FDR was stymied by his own financial and political strategy, as well as by almost intractable economic and social conditions. He had been following a wavering, opportunistic strategy of “a little left of center,” trying to create a national partnership that would transcend the old divisions between right and left. This partnership was not working well, as shown especially by the NRA. With redoubled fervor, conservatives and radicals moved on the New Deal flanks.

“All the big guns have started shooting—Al Smith, John W. Davis, James W. Wadsworth, du Pont, Shouse, etc.,” FDR wrote to his friend William Bullitt late in August 1934. “Their organization has already been labeled the ‘I CAN’T TAKE IT CLUB.’” He had far more personal sympathy with adversaries on the left, such as Norman Thomas, but almost equally limited sympathy with their ideas. With his fighting instincts aroused, he knew he must continue to push his program forward.

“Duringjune and the summer there will be many new manifestations of the New Deal,” he had written Colonel House in May 1934, “even though the orthodox protest and the heathen roar! Do you not think I am right?” “We must keep the sheer momentum from slacking up too much,” the president went on, “and I have no intention of relinquishing the offensive in favor of defensive tactics.” Hence, to the newly formed Securities and Exchange Commission, empowered to regulate the volume of credit in the trading of securities and to oversee the public disclosure of companies’ financial reports, FDR appointed Joseph P. Kennedy as the new chairman in the spring of 1934, remarking in private, “Set a thief to catch a thief.” “The days of stock manipulation are over,” announced Kennedy as he began, during his brief tenure, to place the SEC on a firm footing. But there would not be “many new manifestations of the New Deal” later in 1934. What fresh and effective course could the New Deal follow?

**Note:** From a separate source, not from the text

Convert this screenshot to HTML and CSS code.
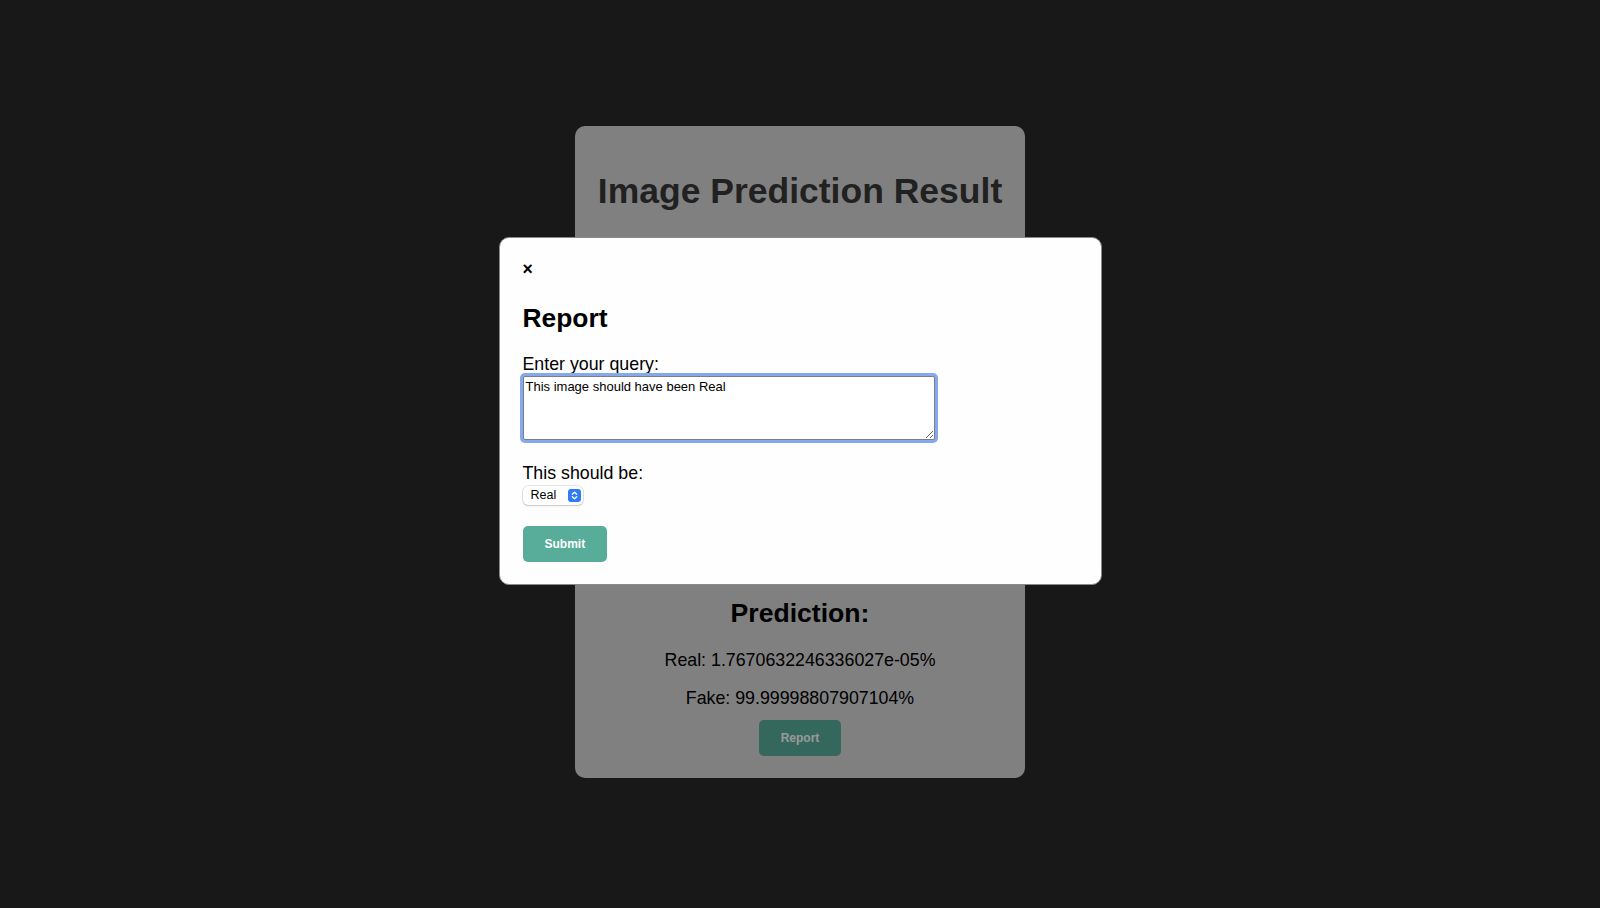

An answer—provocative, unorthodox, outrageous—blew in from a far-off source: Spend more money, much more money. This came from a British economist, John Maynard Keynes, whom FDR had never met but knew of favorably because of Keynes’s support for the president’s nationalist economic policies. In an “Open Letter to President Roosevelt” that Keynes wrote for the December 31, 1933, issue of The New York Times, the economist showed remarkable prescience in forecasting deepening economic troubles for FDR in 1934.

The letter was personal. “Dear Mr. President,” it began. “You have made yourself the trustee for those in every country who seek to mend the evils of our condition by reasoned experiment within the framework of the existing social system. If you fail, rational change will be gravely prejudiced throughout the world, leaving orthodox and revolution to fight it out. But if you succeed, new and bolder methods will be tried, and we may date the first chapter of a new economic era from your accession to office.” That is why he ventured to write from such a distance and from partial knowledge.

The letter was pointed. “At the moment your sympathizers in England are nervous and sometimes despondent. We wonder whether the order of different urgencies is rightly understood, whether there is a confusion of aims, and whether some of the advice you get is not crack-brained and queer.” Almost everyone in London, he said, had a “wildly distorted view of what is happening in the United States.” Some of them were sitting back and waiting for Roosevelt to fail.

Keynes was explicit. “You are engaged on a double task, recovery and reform—recovery from the slump, and the passage of those business and social reforms which are long overdue. For the first, speed and quick results are essential. The second may be urgent, too; but haste will be injurious” and long-range purpose better than immediate reform achievement. “It will be through raising high the prestige of your administration by success in short-range recovery that you will have the driving force to accomplish long-range reform. On the other hand, even wise and necessary reform may, in some respects, impede and complicate recovery.”

He was prescriptive. As the “prime mover” in the first stage of recovery, “I lay overwhelming emphasis on the increase of national purchasing power resulting from governmental expenditure which is financed by loans,” and not by taxing present income. “Nothing else counts in comparison with this. … In a slump, governmental loan expenditure is the only sure means of obtaining quickly a rising output at rising prices.” Then, in a remarkable reference to what would be a momentous testing of his theories, Keynes added, “That is why a war has always caused intense industrial activity”—and why not use economic methods for “peace and prosperity” instead of “war and destruction”?

“You can tell the professor,” FDR responded coolly through Felix Frankfurter, who was at Oxford and had sent him an advance copy of the letter, “that in regard to public works we shall spend in the next fiscal year nearly twice the amount we are spending in this fiscal year, but there is a practical limit to what the Government can borrow—especially because the banks are offering passive resistance in most of the large centers.”

It was FDR’s “practicality” against Keynes’s theory. Through most of 1934, Roosevelt would stick to his near obsession with cautious spending, with budget balancer Lewis Douglas still at his elbow preaching caution. A year later he was still skeptical of economists, complaining to Berle that “no two or two hundred or two thousand economists, businessmen, or politicians” could agree on anything except short-term policies.

Sail by the stars and not the winds of opinion, Lippmann had urged the president. But the helmsman was trying to find his way through stormy economic seas. Tacking back and forth, he was following known compass directions, familiar landmarks; he could not see much beyond the horizon. The seafarer would sail hour by hour, day by day. It was rather Eleanor Roosevelt who seemed to be guided by the stars, her own strong values of compassion and community. Both were now facing a mighty sea change that would emerge out of the wants and needs of the American populace.